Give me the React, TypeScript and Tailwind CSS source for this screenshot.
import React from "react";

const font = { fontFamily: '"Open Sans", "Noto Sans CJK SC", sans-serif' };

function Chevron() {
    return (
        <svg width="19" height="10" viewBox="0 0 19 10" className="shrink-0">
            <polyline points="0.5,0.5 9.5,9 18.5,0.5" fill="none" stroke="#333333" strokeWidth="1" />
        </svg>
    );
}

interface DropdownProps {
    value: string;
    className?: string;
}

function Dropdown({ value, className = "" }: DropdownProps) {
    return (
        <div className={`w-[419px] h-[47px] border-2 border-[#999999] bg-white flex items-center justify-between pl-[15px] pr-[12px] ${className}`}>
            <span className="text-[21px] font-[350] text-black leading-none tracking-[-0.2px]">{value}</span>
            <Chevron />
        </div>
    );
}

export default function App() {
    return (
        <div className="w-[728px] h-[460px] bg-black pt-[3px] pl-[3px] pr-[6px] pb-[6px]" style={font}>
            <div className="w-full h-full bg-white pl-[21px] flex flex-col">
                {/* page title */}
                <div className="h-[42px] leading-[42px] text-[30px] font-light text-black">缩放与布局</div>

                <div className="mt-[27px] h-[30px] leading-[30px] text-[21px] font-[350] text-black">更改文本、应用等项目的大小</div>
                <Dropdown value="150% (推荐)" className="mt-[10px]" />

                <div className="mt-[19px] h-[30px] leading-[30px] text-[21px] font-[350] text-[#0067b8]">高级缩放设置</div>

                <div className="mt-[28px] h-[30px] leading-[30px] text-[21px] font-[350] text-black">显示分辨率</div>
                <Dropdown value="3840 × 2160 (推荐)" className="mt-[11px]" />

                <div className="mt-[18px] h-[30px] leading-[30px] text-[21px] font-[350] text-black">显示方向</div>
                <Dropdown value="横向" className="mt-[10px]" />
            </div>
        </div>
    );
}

***

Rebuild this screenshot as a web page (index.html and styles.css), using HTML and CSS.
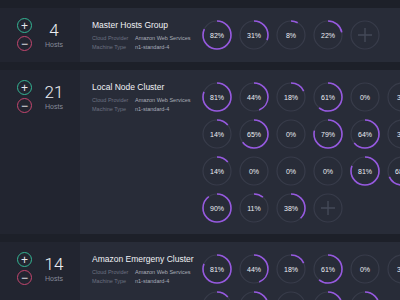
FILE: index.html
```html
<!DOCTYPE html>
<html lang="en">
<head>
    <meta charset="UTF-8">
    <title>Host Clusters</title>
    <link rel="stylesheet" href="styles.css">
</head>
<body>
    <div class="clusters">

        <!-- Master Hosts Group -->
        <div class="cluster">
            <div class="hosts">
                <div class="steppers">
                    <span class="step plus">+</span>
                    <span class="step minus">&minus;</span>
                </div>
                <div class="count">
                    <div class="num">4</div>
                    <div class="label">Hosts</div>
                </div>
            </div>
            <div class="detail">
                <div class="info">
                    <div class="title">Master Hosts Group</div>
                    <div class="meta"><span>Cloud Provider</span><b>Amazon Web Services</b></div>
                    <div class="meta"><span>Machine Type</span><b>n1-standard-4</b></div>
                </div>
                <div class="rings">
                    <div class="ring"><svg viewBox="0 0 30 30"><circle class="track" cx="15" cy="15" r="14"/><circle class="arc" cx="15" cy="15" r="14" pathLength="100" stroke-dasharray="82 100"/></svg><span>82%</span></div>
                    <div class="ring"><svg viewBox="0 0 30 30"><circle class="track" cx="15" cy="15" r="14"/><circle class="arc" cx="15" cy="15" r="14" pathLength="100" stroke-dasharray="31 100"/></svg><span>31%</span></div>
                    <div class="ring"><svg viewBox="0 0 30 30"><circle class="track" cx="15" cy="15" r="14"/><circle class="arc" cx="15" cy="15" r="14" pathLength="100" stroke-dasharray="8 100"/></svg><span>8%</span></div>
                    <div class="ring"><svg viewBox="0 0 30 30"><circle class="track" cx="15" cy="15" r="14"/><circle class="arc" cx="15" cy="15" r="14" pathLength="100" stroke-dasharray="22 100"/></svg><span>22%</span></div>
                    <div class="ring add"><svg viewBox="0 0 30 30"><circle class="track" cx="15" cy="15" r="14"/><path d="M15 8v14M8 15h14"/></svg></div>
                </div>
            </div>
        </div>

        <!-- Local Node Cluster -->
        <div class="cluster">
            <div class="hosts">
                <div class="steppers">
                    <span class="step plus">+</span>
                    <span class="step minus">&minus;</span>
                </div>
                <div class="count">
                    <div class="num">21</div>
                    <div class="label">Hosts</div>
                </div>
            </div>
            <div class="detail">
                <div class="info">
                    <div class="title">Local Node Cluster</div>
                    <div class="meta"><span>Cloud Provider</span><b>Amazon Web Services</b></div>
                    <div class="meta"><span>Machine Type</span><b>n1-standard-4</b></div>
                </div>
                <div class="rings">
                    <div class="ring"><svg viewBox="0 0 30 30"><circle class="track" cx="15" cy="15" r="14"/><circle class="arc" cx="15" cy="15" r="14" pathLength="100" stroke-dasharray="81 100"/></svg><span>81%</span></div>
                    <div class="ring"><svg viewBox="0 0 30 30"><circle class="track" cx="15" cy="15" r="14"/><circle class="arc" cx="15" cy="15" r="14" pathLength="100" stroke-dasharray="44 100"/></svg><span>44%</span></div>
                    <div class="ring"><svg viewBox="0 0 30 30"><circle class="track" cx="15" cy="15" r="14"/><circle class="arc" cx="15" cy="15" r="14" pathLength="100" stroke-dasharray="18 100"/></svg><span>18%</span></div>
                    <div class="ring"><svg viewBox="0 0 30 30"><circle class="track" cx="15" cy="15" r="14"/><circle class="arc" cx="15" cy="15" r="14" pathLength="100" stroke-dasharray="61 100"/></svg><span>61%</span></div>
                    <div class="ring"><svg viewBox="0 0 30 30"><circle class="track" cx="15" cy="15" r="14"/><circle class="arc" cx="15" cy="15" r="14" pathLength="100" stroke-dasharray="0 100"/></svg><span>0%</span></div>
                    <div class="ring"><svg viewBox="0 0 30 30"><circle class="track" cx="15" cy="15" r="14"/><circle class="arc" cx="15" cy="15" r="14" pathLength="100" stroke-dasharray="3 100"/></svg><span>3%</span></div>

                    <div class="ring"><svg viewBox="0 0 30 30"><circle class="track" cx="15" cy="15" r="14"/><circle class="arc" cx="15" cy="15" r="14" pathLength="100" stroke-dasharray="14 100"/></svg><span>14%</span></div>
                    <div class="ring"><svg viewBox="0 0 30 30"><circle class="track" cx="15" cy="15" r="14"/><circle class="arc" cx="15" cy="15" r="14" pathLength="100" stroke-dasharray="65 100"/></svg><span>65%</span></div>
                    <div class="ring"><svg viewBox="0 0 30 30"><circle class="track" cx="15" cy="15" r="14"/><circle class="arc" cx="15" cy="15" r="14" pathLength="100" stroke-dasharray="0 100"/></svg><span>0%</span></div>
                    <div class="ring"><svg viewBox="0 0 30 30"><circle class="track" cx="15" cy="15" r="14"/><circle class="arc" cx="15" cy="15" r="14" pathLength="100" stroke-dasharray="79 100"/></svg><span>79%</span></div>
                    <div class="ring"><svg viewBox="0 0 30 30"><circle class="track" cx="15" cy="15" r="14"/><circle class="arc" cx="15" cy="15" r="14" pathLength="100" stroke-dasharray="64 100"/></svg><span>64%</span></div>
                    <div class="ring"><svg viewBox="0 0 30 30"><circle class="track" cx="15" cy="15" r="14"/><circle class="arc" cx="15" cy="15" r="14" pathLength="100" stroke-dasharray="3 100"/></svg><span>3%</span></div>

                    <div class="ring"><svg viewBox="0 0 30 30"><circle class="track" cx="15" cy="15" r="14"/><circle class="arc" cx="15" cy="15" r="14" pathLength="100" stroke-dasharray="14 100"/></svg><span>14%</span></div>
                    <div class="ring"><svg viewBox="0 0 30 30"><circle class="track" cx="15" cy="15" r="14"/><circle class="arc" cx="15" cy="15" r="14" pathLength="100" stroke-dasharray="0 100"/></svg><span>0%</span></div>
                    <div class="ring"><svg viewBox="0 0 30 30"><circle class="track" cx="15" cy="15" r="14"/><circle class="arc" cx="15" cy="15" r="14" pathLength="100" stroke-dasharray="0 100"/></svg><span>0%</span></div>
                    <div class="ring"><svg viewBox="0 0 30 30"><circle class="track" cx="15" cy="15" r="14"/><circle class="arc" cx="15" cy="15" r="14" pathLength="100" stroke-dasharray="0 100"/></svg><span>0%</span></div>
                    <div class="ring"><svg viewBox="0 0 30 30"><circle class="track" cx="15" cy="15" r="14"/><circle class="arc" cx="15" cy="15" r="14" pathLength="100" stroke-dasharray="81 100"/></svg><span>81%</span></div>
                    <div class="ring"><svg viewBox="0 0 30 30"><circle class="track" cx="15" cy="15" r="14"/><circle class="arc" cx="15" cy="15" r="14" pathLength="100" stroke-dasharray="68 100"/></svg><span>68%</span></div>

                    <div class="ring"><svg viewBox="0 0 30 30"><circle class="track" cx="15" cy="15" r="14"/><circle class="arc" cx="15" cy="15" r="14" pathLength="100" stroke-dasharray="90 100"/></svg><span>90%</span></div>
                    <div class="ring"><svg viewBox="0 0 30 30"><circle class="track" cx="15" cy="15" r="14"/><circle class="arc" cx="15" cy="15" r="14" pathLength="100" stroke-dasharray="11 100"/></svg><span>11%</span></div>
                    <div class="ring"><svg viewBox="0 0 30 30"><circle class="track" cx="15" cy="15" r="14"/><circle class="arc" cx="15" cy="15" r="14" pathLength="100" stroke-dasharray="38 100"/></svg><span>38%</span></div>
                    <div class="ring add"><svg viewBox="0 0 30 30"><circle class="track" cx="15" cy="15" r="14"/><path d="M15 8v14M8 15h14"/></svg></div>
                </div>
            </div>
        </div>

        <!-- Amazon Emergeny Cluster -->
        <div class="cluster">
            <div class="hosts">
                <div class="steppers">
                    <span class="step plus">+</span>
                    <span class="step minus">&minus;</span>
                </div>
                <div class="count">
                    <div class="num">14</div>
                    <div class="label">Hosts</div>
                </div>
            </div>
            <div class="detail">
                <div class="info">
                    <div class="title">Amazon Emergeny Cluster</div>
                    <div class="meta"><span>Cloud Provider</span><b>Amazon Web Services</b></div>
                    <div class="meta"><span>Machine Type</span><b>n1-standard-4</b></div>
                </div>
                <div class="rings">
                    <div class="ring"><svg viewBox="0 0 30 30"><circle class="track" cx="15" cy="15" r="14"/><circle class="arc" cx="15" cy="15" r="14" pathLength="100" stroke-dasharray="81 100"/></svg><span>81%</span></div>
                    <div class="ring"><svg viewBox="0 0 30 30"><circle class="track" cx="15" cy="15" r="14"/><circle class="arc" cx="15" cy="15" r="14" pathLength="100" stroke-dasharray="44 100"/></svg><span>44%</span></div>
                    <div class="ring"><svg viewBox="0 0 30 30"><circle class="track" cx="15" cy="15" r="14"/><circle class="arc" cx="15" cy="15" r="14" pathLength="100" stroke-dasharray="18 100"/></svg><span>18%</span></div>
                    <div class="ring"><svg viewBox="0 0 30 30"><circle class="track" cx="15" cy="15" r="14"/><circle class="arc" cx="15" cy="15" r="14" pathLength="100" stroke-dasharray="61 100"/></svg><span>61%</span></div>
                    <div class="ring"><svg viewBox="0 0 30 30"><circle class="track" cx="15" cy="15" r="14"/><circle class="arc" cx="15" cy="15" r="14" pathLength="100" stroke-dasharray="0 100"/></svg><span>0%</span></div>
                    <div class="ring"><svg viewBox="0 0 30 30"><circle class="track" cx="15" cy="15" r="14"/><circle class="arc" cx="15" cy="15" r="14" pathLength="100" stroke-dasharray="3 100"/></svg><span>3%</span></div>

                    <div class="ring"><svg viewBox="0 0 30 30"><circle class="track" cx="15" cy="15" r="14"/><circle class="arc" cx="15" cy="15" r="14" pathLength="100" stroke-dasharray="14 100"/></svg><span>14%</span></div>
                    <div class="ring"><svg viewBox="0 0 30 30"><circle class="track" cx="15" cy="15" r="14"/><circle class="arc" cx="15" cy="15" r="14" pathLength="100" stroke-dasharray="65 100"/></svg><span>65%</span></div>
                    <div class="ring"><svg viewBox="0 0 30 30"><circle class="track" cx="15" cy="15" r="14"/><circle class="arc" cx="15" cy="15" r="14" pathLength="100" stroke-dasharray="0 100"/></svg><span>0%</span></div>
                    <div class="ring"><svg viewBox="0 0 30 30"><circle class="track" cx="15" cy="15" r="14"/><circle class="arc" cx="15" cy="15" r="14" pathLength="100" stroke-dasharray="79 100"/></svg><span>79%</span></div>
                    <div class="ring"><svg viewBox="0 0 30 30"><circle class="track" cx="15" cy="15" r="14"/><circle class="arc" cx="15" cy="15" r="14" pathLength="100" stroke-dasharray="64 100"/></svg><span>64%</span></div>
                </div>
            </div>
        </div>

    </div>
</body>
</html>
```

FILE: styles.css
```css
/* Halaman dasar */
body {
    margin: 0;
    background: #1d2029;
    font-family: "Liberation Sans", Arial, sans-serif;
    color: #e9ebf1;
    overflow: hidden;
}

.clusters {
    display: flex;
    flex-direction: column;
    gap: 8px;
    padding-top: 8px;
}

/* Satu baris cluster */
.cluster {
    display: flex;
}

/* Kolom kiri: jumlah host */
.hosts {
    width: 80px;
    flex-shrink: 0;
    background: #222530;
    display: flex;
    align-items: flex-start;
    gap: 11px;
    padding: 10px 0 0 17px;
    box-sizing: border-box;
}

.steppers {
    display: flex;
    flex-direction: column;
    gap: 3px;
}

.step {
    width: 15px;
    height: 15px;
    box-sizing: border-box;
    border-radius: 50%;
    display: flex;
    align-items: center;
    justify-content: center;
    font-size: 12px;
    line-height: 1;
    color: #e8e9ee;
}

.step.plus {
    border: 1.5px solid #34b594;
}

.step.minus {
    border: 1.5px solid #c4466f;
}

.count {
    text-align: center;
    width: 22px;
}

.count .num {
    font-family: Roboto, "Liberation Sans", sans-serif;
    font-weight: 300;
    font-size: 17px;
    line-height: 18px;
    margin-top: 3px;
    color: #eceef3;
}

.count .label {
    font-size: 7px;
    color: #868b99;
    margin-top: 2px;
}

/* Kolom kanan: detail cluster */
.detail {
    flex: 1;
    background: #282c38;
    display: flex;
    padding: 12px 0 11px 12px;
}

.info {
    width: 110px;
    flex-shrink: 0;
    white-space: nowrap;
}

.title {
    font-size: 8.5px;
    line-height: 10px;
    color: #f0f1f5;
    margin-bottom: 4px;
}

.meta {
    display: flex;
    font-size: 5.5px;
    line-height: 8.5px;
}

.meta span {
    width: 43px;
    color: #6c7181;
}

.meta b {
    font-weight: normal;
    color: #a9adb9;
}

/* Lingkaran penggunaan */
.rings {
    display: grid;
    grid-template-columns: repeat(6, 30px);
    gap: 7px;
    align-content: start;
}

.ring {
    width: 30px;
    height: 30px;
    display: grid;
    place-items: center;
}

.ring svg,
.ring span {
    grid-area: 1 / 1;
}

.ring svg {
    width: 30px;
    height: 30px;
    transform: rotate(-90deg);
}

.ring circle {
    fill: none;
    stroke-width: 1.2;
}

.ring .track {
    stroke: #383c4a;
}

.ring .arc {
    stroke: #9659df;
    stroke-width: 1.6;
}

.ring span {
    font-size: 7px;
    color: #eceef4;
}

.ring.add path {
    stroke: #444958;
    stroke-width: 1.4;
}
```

***

» Aim: Note how many lines in the listing above hold the string "page", then give only that figure.

» Completed exercise: 2